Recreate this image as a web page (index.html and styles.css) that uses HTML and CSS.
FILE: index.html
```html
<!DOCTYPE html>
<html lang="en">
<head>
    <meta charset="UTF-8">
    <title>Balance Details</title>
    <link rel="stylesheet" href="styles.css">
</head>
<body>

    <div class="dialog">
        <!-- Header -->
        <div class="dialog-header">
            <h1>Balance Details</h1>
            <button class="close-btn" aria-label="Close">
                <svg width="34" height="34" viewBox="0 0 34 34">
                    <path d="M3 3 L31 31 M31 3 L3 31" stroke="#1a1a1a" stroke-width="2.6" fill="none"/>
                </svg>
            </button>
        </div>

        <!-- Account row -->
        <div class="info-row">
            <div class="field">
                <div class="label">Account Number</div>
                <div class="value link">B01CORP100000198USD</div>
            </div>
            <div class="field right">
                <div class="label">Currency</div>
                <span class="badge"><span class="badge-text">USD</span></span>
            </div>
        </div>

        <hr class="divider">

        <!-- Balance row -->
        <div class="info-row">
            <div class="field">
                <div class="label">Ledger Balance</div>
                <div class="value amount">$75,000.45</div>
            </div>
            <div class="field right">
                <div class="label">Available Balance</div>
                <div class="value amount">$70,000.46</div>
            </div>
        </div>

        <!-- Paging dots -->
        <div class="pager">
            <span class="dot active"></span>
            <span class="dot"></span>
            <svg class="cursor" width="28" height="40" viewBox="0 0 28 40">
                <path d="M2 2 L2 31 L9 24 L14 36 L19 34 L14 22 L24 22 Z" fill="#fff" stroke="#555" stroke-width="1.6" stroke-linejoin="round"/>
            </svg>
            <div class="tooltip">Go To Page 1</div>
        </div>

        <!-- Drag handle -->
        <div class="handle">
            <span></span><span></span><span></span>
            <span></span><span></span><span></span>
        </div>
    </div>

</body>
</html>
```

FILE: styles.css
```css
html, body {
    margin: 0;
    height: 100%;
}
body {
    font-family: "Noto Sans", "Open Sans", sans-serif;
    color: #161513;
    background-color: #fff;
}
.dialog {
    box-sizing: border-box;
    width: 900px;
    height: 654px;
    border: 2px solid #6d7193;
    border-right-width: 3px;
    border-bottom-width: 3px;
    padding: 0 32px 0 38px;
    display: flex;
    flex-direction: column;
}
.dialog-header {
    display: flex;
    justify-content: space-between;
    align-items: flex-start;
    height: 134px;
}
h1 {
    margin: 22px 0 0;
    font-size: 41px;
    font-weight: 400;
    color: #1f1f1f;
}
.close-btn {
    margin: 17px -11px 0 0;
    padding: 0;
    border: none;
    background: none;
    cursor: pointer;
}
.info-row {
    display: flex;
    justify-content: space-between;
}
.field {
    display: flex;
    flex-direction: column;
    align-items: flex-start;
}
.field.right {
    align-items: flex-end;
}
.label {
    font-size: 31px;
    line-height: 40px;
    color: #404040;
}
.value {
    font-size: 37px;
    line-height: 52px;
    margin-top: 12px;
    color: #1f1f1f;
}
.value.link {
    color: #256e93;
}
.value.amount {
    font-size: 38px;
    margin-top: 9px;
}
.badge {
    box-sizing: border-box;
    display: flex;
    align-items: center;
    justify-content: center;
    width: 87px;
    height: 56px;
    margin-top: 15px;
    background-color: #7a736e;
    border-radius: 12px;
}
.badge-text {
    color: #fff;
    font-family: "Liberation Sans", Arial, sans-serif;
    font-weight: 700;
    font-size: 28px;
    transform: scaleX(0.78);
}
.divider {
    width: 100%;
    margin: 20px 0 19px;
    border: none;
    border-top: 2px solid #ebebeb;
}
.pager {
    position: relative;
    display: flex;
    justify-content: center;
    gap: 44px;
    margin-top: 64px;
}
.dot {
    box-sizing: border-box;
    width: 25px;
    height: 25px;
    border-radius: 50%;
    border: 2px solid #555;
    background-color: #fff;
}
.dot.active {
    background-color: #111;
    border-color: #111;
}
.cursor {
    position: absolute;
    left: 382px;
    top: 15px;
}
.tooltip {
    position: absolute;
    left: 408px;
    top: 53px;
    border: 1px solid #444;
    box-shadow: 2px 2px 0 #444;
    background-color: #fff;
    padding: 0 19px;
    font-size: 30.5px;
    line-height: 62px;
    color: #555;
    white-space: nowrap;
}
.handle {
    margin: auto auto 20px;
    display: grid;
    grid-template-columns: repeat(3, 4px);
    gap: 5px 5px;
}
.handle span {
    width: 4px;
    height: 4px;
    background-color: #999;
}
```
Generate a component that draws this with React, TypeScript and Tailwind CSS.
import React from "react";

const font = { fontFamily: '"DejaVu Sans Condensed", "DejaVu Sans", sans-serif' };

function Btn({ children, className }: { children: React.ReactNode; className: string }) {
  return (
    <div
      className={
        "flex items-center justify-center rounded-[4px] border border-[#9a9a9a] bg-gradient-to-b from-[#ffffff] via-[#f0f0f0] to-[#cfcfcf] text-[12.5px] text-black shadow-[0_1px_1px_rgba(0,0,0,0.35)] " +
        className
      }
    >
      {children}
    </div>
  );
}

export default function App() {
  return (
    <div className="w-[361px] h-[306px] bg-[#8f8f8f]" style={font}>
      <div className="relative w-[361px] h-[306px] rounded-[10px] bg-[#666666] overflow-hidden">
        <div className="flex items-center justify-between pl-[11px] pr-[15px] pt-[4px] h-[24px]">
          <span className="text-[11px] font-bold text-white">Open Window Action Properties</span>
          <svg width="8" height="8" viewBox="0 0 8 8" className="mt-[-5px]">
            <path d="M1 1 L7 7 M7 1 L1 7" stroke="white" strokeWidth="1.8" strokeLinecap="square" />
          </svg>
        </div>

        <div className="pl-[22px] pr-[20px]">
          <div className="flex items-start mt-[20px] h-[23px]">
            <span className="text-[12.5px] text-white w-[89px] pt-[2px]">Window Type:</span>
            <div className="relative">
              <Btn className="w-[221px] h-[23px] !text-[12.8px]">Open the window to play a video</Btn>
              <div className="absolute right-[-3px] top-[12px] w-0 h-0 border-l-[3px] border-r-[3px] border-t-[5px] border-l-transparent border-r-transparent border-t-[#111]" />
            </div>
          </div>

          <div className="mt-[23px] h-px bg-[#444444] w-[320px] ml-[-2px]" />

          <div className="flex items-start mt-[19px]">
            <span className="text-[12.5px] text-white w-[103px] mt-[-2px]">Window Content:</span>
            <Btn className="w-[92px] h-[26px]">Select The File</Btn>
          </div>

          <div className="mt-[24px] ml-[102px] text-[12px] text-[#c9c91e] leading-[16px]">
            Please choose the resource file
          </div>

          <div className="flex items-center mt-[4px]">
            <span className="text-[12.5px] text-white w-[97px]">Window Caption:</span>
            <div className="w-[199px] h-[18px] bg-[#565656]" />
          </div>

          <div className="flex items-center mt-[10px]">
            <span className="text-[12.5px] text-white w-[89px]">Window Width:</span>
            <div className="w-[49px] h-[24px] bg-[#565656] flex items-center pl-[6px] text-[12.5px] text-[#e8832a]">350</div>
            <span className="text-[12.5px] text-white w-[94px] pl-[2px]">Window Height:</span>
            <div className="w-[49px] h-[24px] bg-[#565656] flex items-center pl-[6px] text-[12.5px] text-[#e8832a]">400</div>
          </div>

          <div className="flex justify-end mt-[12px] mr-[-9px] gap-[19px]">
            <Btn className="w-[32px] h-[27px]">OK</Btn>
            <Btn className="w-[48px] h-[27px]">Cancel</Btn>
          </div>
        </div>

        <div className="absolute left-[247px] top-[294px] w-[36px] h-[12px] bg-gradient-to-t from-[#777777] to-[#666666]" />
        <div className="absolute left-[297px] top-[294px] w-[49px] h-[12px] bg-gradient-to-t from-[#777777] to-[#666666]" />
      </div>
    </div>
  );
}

________

TASK STATEMENT: Copy out all of the data exactly, leaving nothing out.

RESULT:
Recreate this image as a web page (index.html and styles.css) that uses HTML and CSS.
FILE: index.html
```html
<!DOCTYPE html>
<html lang="en">
<head>
    <meta charset="UTF-8">
    <title>Balance Details</title>
    <link rel="stylesheet" href="styles.css">
</head>
<body>

    <div class="dialog">
        <!-- Header -->
        <div class="dialog-header">
            <h1>Balance Details</h1>
            <button class="close-btn" aria-label="Close">
                <svg width="34" height="34" viewBox="0 0 34 34">
                    <path d="M3 3 L31 31 M31 3 L3 31" stroke="#1a1a1a" stroke-width="2.6" fill="none"/>
                </svg>
            </button>
        </div>

        <!-- Account row -->
        <div class="info-row">
            <div class="field">
                <div class="label">Account Number</div>
                <div class="value link">B01CORP100000198USD</div>
            </div>
            <div class="field right">
                <div class="label">Currency</div>
                <span class="badge"><span class="badge-text">USD</span></span>
            </div>
        </div>

        <hr class="divider">

        <!-- Balance row -->
        <div class="info-row">
            <div class="field">
                <div class="label">Ledger Balance</div>
                <div class="value amount">$75,000.45</div>
            </div>
            <div class="field right">
                <div class="label">Available Balance</div>
                <div class="value amount">$70,000.46</div>
            </div>
        </div>

        <!-- Paging dots -->
        <div class="pager">
            <span class="dot active"></span>
            <span class="dot"></span>
            <svg class="cursor" width="28" height="40" viewBox="0 0 28 40">
                <path d="M2 2 L2 31 L9 24 L14 36 L19 34 L14 22 L24 22 Z" fill="#fff" stroke="#555" stroke-width="1.6" stroke-linejoin="round"/>
            </svg>
            <div class="tooltip">Go To Page 1</div>
        </div>

        <!-- Drag handle -->
        <div class="handle">
            <span></span><span></span><span></span>
            <span></span><span></span><span></span>
        </div>
    </div>

</body>
</html>
```

FILE: styles.css
```css
html, body {
    margin: 0;
    height: 100%;
}
body {
    font-family: "Noto Sans", "Open Sans", sans-serif;
    color: #161513;
    background-color: #fff;
}
.dialog {
    box-sizing: border-box;
    width: 900px;
    height: 654px;
    border: 2px solid #6d7193;
    border-right-width: 3px;
    border-bottom-width: 3px;
    padding: 0 32px 0 38px;
    display: flex;
    flex-direction: column;
}
.dialog-header {
    display: flex;
    justify-content: space-between;
    align-items: flex-start;
    height: 134px;
}
h1 {
    margin: 22px 0 0;
    font-size: 41px;
    font-weight: 400;
    color: #1f1f1f;
}
.close-btn {
    margin: 17px -11px 0 0;
    padding: 0;
    border: none;
    background: none;
    cursor: pointer;
}
.info-row {
    display: flex;
    justify-content: space-between;
}
.field {
    display: flex;
    flex-direction: column;
    align-items: flex-start;
}
.field.right {
    align-items: flex-end;
}
.label {
    font-size: 31px;
    line-height: 40px;
    color: #404040;
}
.value {
    font-size: 37px;
    line-height: 52px;
    margin-top: 12px;
    color: #1f1f1f;
}
.value.link {
    color: #256e93;
}
.value.amount {
    font-size: 38px;
    margin-top: 9px;
}
.badge {
    box-sizing: border-box;
    display: flex;
    align-items: center;
    justify-content: center;
    width: 87px;
    height: 56px;
    margin-top: 15px;
    background-color: #7a736e;
    border-radius: 12px;
}
.badge-text {
    color: #fff;
    font-family: "Liberation Sans", Arial, sans-serif;
    font-weight: 700;
    font-size: 28px;
    transform: scaleX(0.78);
}
.divider {
    width: 100%;
    margin: 20px 0 19px;
    border: none;
    border-top: 2px solid #ebebeb;
}
.pager {
    position: relative;
    display: flex;
    justify-content: center;
    gap: 44px;
    margin-top: 64px;
}
.dot {
    box-sizing: border-box;
    width: 25px;
    height: 25px;
    border-radius: 50%;
    border: 2px solid #555;
    background-color: #fff;
}
.dot.active {
    background-color: #111;
    border-color: #111;
}
.cursor {
    position: absolute;
    left: 382px;
    top: 15px;
}
.tooltip {
    position: absolute;
    left: 408px;
    top: 53px;
    border: 1px solid #444;
    box-shadow: 2px 2px 0 #444;
    background-color: #fff;
    padding: 0 19px;
    font-size: 30.5px;
    line-height: 62px;
    color: #555;
    white-space: nowrap;
}
.handle {
    margin: auto auto 20px;
    display: grid;
    grid-template-columns: repeat(3, 4px);
    gap: 5px 5px;
}
.handle span {
    width: 4px;
    height: 4px;
    background-color: #999;
}
```
Generate a component that draws this with React, TypeScript and Tailwind CSS.
import React from "react";

const font = { fontFamily: '"DejaVu Sans Condensed", "DejaVu Sans", sans-serif' };

function Btn({ children, className }: { children: React.ReactNode; className: string }) {
  return (
    <div
      className={
        "flex items-center justify-center rounded-[4px] border border-[#9a9a9a] bg-gradient-to-b from-[#ffffff] via-[#f0f0f0] to-[#cfcfcf] text-[12.5px] text-black shadow-[0_1px_1px_rgba(0,0,0,0.35)] " +
        className
      }
    >
      {children}
    </div>
  );
}

export default function App() {
  return (
    <div className="w-[361px] h-[306px] bg-[#8f8f8f]" style={font}>
      <div className="relative w-[361px] h-[306px] rounded-[10px] bg-[#666666] overflow-hidden">
        <div className="flex items-center justify-between pl-[11px] pr-[15px] pt-[4px] h-[24px]">
          <span className="text-[11px] font-bold text-white">Open Window Action Properties</span>
          <svg width="8" height="8" viewBox="0 0 8 8" className="mt-[-5px]">
            <path d="M1 1 L7 7 M7 1 L1 7" stroke="white" strokeWidth="1.8" strokeLinecap="square" />
          </svg>
        </div>

        <div className="pl-[22px] pr-[20px]">
          <div className="flex items-start mt-[20px] h-[23px]">
            <span className="text-[12.5px] text-white w-[89px] pt-[2px]">Window Type:</span>
            <div className="relative">
              <Btn className="w-[221px] h-[23px] !text-[12.8px]">Open the window to play a video</Btn>
              <div className="absolute right-[-3px] top-[12px] w-0 h-0 border-l-[3px] border-r-[3px] border-t-[5px] border-l-transparent border-r-transparent border-t-[#111]" />
            </div>
          </div>

          <div className="mt-[23px] h-px bg-[#444444] w-[320px] ml-[-2px]" />

          <div className="flex items-start mt-[19px]">
            <span className="text-[12.5px] text-white w-[103px] mt-[-2px]">Window Content:</span>
            <Btn className="w-[92px] h-[26px]">Select The File</Btn>
          </div>

          <div className="mt-[24px] ml-[102px] text-[12px] text-[#c9c91e] leading-[16px]">
            Please choose the resource file
          </div>

          <div className="flex items-center mt-[4px]">
            <span className="text-[12.5px] text-white w-[97px]">Window Caption:</span>
            <div className="w-[199px] h-[18px] bg-[#565656]" />
          </div>

          <div className="flex items-center mt-[10px]">
            <span className="text-[12.5px] text-white w-[89px]">Window Width:</span>
            <div className="w-[49px] h-[24px] bg-[#565656] flex items-center pl-[6px] text-[12.5px] text-[#e8832a]">350</div>
            <span className="text-[12.5px] text-white w-[94px] pl-[2px]">Window Height:</span>
            <div className="w-[49px] h-[24px] bg-[#565656] flex items-center pl-[6px] text-[12.5px] text-[#e8832a]">400</div>
          </div>

          <div className="flex justify-end mt-[12px] mr-[-9px] gap-[19px]">
            <Btn className="w-[32px] h-[27px]">OK</Btn>
            <Btn className="w-[48px] h-[27px]">Cancel</Btn>
          </div>
        </div>

        <div className="absolute left-[247px] top-[294px] w-[36px] h-[12px] bg-gradient-to-t from-[#777777] to-[#666666]" />
        <div className="absolute left-[297px] top-[294px] w-[49px] h-[12px] bg-gradient-to-t from-[#777777] to-[#666666]" />
      </div>
    </div>
  );
}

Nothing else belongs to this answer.